[Given task]: Starting at the first line of the listing below, repeat each line up to and including the one containing "import React from". Leave out pictures.

◆ ◆ ◆ ◆ ◆ ◆ ◆

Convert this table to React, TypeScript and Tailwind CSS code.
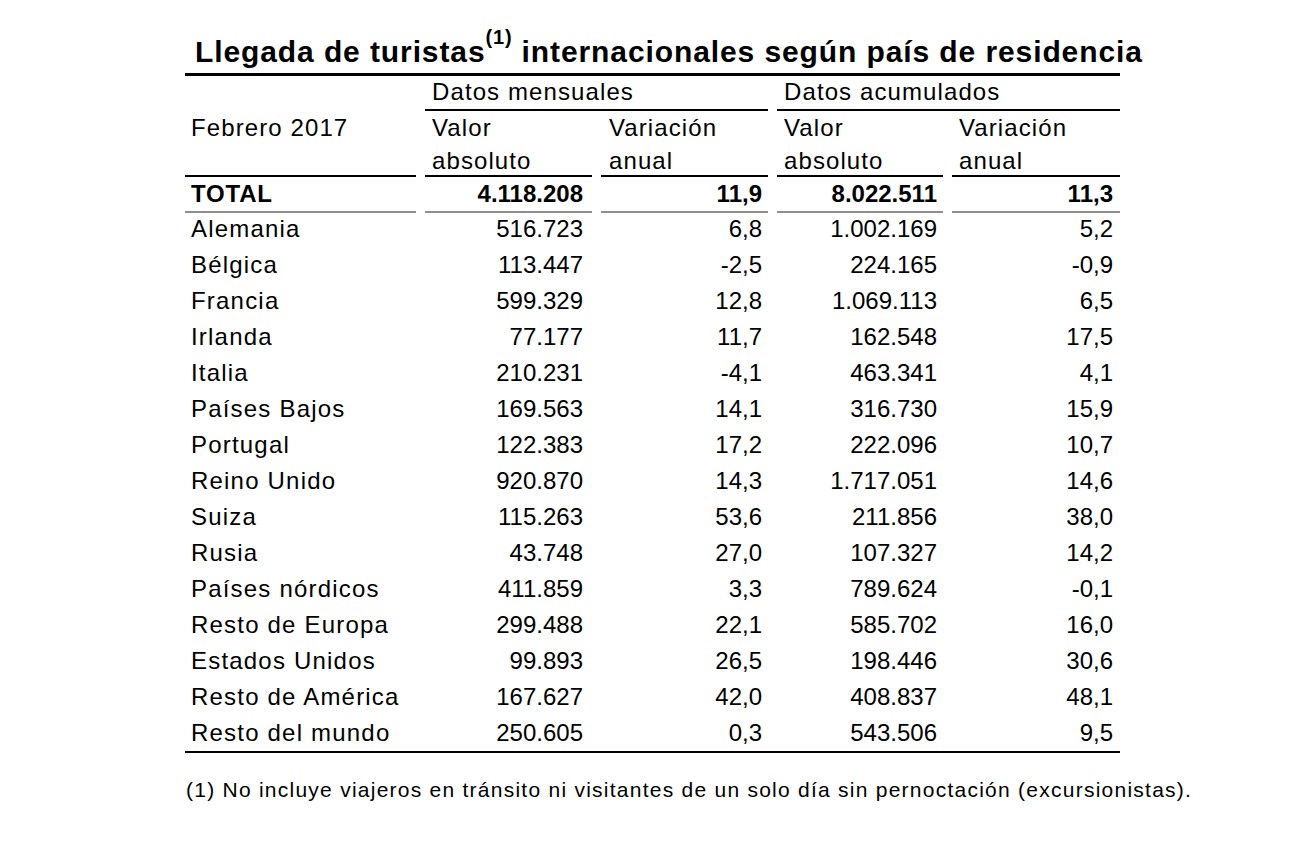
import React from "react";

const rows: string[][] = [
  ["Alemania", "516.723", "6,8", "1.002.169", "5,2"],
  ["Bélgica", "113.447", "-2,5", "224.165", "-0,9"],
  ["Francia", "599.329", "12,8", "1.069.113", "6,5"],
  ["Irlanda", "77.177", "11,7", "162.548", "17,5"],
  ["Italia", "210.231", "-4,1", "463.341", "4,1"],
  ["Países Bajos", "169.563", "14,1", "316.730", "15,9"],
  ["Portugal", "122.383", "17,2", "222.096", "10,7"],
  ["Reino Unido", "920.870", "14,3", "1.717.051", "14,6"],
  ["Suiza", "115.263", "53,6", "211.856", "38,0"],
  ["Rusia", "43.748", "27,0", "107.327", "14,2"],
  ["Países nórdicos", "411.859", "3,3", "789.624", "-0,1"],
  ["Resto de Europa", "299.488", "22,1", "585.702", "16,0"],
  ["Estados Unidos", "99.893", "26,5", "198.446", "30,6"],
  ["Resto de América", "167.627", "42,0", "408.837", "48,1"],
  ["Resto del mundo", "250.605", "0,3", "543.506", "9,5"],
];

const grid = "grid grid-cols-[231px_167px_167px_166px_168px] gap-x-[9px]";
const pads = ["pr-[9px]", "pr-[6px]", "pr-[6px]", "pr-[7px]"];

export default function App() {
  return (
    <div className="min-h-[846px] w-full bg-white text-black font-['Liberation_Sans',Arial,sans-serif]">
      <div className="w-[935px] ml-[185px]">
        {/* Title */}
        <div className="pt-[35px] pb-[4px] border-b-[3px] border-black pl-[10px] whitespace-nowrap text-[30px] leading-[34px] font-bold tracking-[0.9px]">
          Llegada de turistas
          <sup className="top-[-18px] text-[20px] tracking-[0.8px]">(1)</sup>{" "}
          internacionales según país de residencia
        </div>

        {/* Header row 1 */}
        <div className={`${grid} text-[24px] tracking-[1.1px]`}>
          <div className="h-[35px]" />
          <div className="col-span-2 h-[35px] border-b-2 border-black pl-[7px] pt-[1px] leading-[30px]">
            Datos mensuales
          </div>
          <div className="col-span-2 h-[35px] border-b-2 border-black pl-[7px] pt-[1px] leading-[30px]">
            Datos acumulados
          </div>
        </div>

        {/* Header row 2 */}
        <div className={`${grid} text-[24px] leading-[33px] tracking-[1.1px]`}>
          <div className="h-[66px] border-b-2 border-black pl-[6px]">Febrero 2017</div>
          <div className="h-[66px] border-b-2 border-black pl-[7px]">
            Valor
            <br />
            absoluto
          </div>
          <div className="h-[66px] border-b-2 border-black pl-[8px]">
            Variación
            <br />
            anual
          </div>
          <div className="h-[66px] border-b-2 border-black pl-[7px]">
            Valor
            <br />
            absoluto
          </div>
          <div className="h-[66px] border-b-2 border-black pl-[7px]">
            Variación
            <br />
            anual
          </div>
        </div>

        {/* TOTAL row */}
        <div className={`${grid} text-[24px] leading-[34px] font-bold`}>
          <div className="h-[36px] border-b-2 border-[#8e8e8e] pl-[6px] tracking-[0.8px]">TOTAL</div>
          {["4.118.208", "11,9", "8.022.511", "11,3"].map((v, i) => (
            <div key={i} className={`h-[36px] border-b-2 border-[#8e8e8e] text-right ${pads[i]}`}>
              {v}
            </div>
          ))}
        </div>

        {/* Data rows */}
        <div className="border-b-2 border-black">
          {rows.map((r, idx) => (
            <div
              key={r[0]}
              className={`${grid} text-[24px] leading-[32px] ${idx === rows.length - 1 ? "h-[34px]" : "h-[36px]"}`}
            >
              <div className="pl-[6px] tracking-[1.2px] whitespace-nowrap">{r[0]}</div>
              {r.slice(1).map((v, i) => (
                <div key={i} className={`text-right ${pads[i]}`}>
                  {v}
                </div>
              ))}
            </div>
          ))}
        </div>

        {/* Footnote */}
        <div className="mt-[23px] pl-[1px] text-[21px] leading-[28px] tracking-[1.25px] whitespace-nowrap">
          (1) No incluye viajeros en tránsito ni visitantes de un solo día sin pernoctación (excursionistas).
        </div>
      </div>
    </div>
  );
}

◆ ◆ ◆ ◆ ◆ ◆ ◆

[The result]:
Convert this table to React, TypeScript and Tailwind CSS code.
import React from "react";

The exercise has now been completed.